I was just very confused by some code that I wrote. I was surprised to discover that:

with concurrent.futures.ThreadPoolExecutor(max_workers=4) as executor:
    results = list(executor.map(f, iterable))

and

with concurrent.futures.ThreadPoolExecutor(max_workers=4) as executor:
    results = list(map(lambda x: executor.submit(f, x), iterable))

produce different results. The first one produces a list of whatever type f returns, the second produces a list of concurrent.futures.Future objects that then need to be evaluated with their result() method in order to get the value that f returned.

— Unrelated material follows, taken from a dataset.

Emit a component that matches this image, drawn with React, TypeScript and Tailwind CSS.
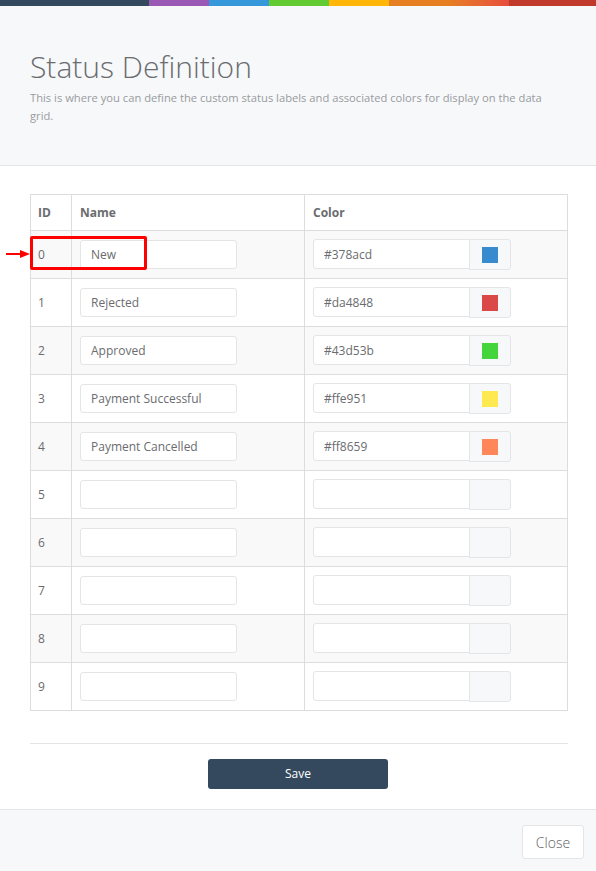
import React from "react";

const rows = [
  { id: 0, name: "New", color: "#378acd" },
  { id: 1, name: "Rejected", color: "#da4848" },
  { id: 2, name: "Approved", color: "#43d53b" },
  { id: 3, name: "Payment Successful", color: "#ffe951" },
  { id: 4, name: "Payment Cancelled", color: "#ff8659" },
  { id: 5, name: "", color: "" },
  { id: 6, name: "", color: "" },
  { id: 7, name: "", color: "" },
  { id: 8, name: "", color: "" },
  { id: 9, name: "", color: "" },
];

export default function App() {
  return (
    <div
      className="relative min-h-[871px] w-[596px] bg-white text-[#666]"
      style={{ fontFamily: '"Open Sans", "Liberation Sans", sans-serif' }}
    >
      {/* Colour stripe */}
      <div className="flex h-[6px]">
        <div className="w-[149px] bg-[#34495e]" />
        <div className="w-[60px] bg-[#9b59b6]" />
        <div className="w-[60px] bg-[#3498db]" />
        <div className="w-[60px] bg-[#62cb31]" />
        <div className="w-[60px] bg-[#ffb606]" />
        <div className="w-[60px] bg-[#e67e22]" />
        <div className="w-[60px] bg-gradient-to-r from-[#e67e22] to-[#e74c3c]" />
        <div className="flex-1 bg-[#c0392b]" />
      </div>

      {/* Header */}
      <div className="border-b border-[#e4e5e7] bg-[#f7f8fa] px-[30px] pb-[40px] pt-[43px]">
        <h1 className="text-[30px] font-light leading-[36px] text-[#6a6c6f]">Status Definition</h1>
        <p className="mt-[4px] text-[11.2px] leading-[18px] text-[#999b9e]">
          This is where you can define the custom status labels and associated colors for display on the data
          grid.
        </p>
      </div>

      {/* Body */}
      <div className="px-[30px] pt-[28px]">
        <table className="w-[538px] table-fixed border-collapse border border-[#ddd] text-[12px]">
          <colgroup>
            <col className="w-[41px]" />
            <col className="w-[233px]" />
            <col />
          </colgroup>
          <thead>
            <tr className="h-[36px]">
              <th className="border border-[#ddd] pl-[7px] pr-[8px] text-left font-bold text-[#6a6c6f]">ID</th>
              <th className="border border-[#ddd] px-[8px] text-left font-bold text-[#6a6c6f]">Name</th>
              <th className="border border-[#ddd] px-[8px] text-left font-bold text-[#6a6c6f]">Color</th>
            </tr>
          </thead>
          <tbody>
            {rows.map((r) => (
              <tr key={r.id} className={r.id % 2 === 0 ? "h-[48px] bg-[#f9f9f9]" : "h-[48px] bg-white"}>
                <td className="border border-[#ddd] pl-[7px] pr-[8px] text-[#6a6c6f]">{r.id}</td>
                <td className="border border-[#ddd] px-[8px]">
                  <input
                    readOnly
                    value={r.name}
                    className="h-[29px] w-[157px] rounded-[3px] border border-[#e4e5e7] bg-white px-[10px] text-[12px] text-[#6a6c6f] outline-none"
                  />
                </td>
                <td className="border border-[#ddd] px-[8px]">
                  <div className="flex">
                    <input
                      readOnly
                      value={r.color}
                      className="h-[30px] w-[157px] rounded-l-[3px] border border-[#e4e5e7] bg-white px-[10px] text-[12px] text-[#6a6c6f] outline-none"
                    />
                    <span className="-ml-px flex h-[31px] w-[42px] items-center justify-center rounded-r-[3px] border border-[#e4e5e7] bg-[#f7f8fa]">
                      {r.color && <span className="h-[16px] w-[16px]" style={{ backgroundColor: r.color }} />}
                    </span>
                  </div>
                </td>
              </tr>
            ))}
          </tbody>
        </table>

        <div className="mt-[32px] w-[538px] border-t border-[#e4e5e7]" />
        <div className="flex justify-center pb-[20px] pt-[15px]">
          <button className="h-[30px] w-[180px] rounded-[3px] bg-[#34495e] text-[12px] text-white">Save</button>
        </div>
      </div>

      {/* Footer */}
      <div className="flex justify-end border-t border-[#e4e5e7] bg-[#f7f8fa] px-[12px] pb-[13px] pt-[15px]">
        <button className="h-[34px] w-[62px] rounded-[3px] border border-[#e4e5e7] bg-white text-[14px] font-light text-[#5f6164]">
          Close
        </button>
      </div>

      {/* Annotation */}
      <div className="absolute left-[30px] top-[236px] h-[34px] w-[117px] rounded-[2px] border-[3px] border-[#ff0000]" />
      <svg className="absolute left-[6px] top-[249px]" width="24" height="10" viewBox="0 0 24 10">
        <line x1="0" y1="5" x2="16" y2="5" stroke="#ff0000" strokeWidth="2" />
        <polygon points="14,1 24,5 14,9" fill="#ff0000" />
      </svg>
    </div>
  );
}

My main concern is that this means that executor.map can't take advantage of concurrent.futures.as_completed, which seems like an extremely convenient way to evaluate the results of some long-running calls to a database that I'm making as they become available.

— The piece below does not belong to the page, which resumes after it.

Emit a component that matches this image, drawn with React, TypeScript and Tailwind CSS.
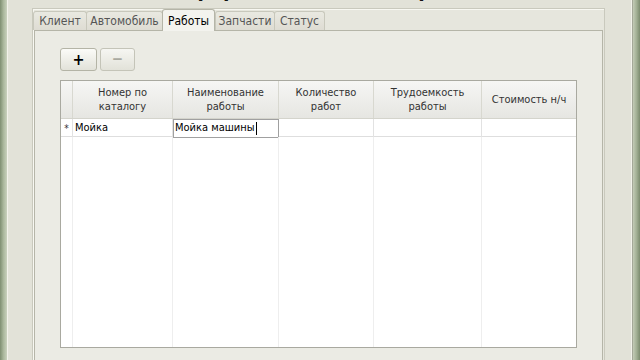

I'm not at all clear on how concurrent.futures.ThreadPoolExecutor objects work -- naively, I would prefer the (somewhat more verbose):

with concurrent.futures.ThreadPoolExecutor(max_workers=4) as executor:
    result_futures = list(map(lambda x: executor.submit(f, x), iterable))
    results = [f.result() for f in futures.as_completed(result_futures)]

over the more concise executor.map in order to take advantage of a possible gain in performance. Am I wrong to do so?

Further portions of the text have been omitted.